Solo eran figuras encapuchadas que proyectaban la intención de extinguir toda luz viva en el recinto. Era como si el escenario fuera un altar y el público, una secta convocada para oficiar un acto que trasciende lo musical. Cada canción fue un descenso. Un rezo al revés. No hubo teatralidad, pero sí hubo presencia. Una tan potente que se sentía en el pecho, en los huesos, en la parte más enterrada de uno mismo.
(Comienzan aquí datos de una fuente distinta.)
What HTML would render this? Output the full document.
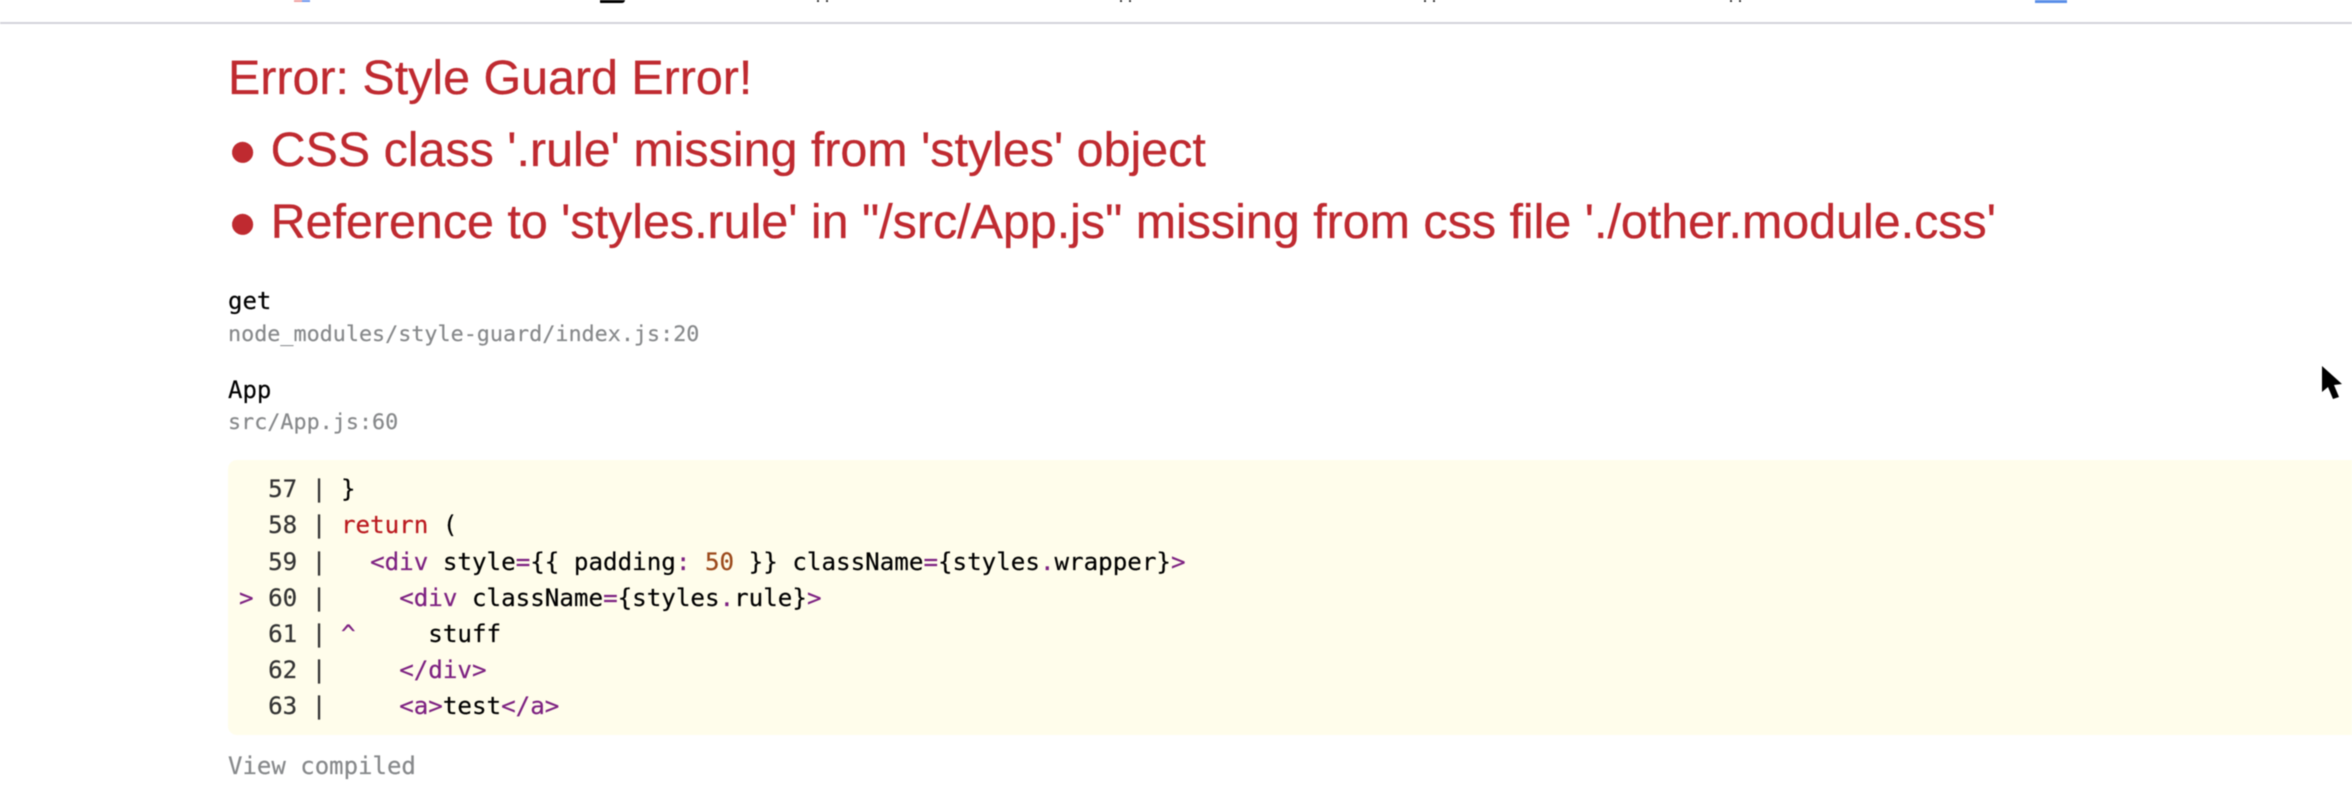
<!DOCTYPE html>
<html>
<head>
<meta charset="utf-8">
<style>
html,body{margin:0;padding:0;background:#fff;width:2352px;height:812px;overflow:hidden;}
#w{position:absolute;left:0;top:0;width:2352px;height:812px;filter:blur(0.4px);overflow:hidden;}
.t{position:absolute;white-space:pre;line-height:1;}
.h{font-family:"Liberation Sans",sans-serif;font-size:48.4px;color:#bf2a30;left:228px;-webkit-text-stroke:0.3px #bf2a30;}
.m{font-family:"DejaVu Sans Mono","Liberation Mono",monospace;font-size:24px;color:#000;left:228px;-webkit-text-stroke:0.2px currentColor;}
.f{font-size:21.75px;color:#87898b;}
.k{font-size:24.2px;left:239px;}
.g{color:#333;}
.p{color:#7d2181;}
.r{color:#bb1a1f;}
.n{color:#9c4a1c;}
#bar{position:absolute;left:0;top:22px;width:2352px;height:2px;background:#d4d4da;}
#code{position:absolute;left:228px;top:460px;width:2124px;height:275px;background:#fffdeb;border-radius:9px 0 0 9px;}
.b{position:absolute;top:0;height:2px;}
</style>
</head>
<body>
<div id="w">
<div class="b" style="left:294px;width:8px;background:#f0a0a0"></div>
<div class="b" style="left:302px;width:8px;background:#6f98ef"></div>
<div class="b" style="left:600px;width:25px;height:3px;border-radius:0 0 12px 3px;background:#000"></div>
<div class="b" style="left:817px;width:2px;background:#333"></div>
<div class="b" style="left:826px;width:2px;background:#333"></div>
<div class="b" style="left:1120px;width:2px;background:#333"></div>
<div class="b" style="left:1129px;width:2px;background:#333"></div>
<div class="b" style="left:1424px;width:2px;background:#333"></div>
<div class="b" style="left:1433px;width:2px;background:#333"></div>
<div class="b" style="left:1730px;width:2px;background:#333"></div>
<div class="b" style="left:1739px;width:2px;background:#333"></div>
<div class="b" style="left:2035px;width:32px;height:3px;background:#5a8ee8"></div>
<div id="bar"></div>

<div class="t h" style="top:54px">Error: Style Guard Error!</div>
<div class="t h" style="top:126px">● CSS class '.rule' missing from 'styles' object</div>
<div class="t h" style="top:198px">● Reference to 'styles.rule' in "/src/App.js" missing from css file './other.module.css'</div>

<div class="t m" style="top:289px">get</div>
<div class="t m f" style="top:324px">node_modules/style-guard/index.js:20</div>
<div class="t m" style="top:378px">App</div>
<div class="t m f" style="top:412px">src/App.js:60</div>

<div id="code"></div>
<div class="t m k" style="top:477px"><span class="g">  57 | </span>}</div>
<div class="t m k" style="top:513px"><span class="g">  58 | </span><span class="r">return</span> (</div>
<div class="t m k" style="top:550px"><span class="g">  59 | </span>  <span class="p">&lt;div</span> style<span class="p">=</span>{{ padding<span class="p">:</span> <span class="n">50</span> }} className<span class="p">=</span>{styles<span class="p">.</span>wrapper}<span class="p">&gt;</span></div>
<div class="t m k" style="top:586px"><span class="p">&gt;</span><span class="g"> 60 | </span>    <span class="p">&lt;div</span> className<span class="p">=</span>{styles<span class="p">.</span>rule}<span class="p">&gt;</span></div>
<div class="t m k" style="top:622px"><span class="g">  61 | </span><span class="p">^</span>     stuff</div>
<div class="t m k" style="top:658px"><span class="g">  62 | </span>    <span class="p">&lt;/div&gt;</span></div>
<div class="t m k" style="top:694px"><span class="g">  63 | </span>    <span class="p">&lt;a&gt;</span>test<span class="p">&lt;/a&gt;</span></div>

<div class="t m" style="top:754px;color:#87898b">View compiled</div>

<svg style="position:absolute;left:2315px;top:360px" width="34" height="46" viewBox="0 0 34 46">
<path d="M7 6 L7 32 L13 27 L18 39 L24 37 L19 25 L27 24 Z" fill="#000" stroke="#fff" stroke-width="2.5" stroke-linejoin="round" paint-order="stroke"/>
</svg>
</div>
</body>
</html>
El público estaba completamente hechizado. Algunos cerraban los ojos, otros levantaban los brazos. Y no faltaron quienes simplemente quedaron quietos, como petrificados ante una fuerza incomprensible. No fue una catarsis explosiva, fue una sumisión progresiva. Al final, todos los asistentes se llevaron algo más que una polera o algo de merch para el recuerdo, se llevaron un fragmento del vacío, una marca espiritual difícil de borrar. Porque Beherit no solo tocó, sino que extrajo algo. Y lo dejó en nosotros.
Lo que ocurrió anoche fue una ceremonia irrepetible. No solo porque es probable que Beherit no vuelva a tocar en vivo, sino porque esa coincidencia entre fecha, contexto y banda solo puede describirse como una alineación perversa de los astros. El 21 de mayo cambió, ya no será solo el día de las batallas navales. Será también el día en que el infierno se asomó en Santiago… y nos encontró mirando de vuelta.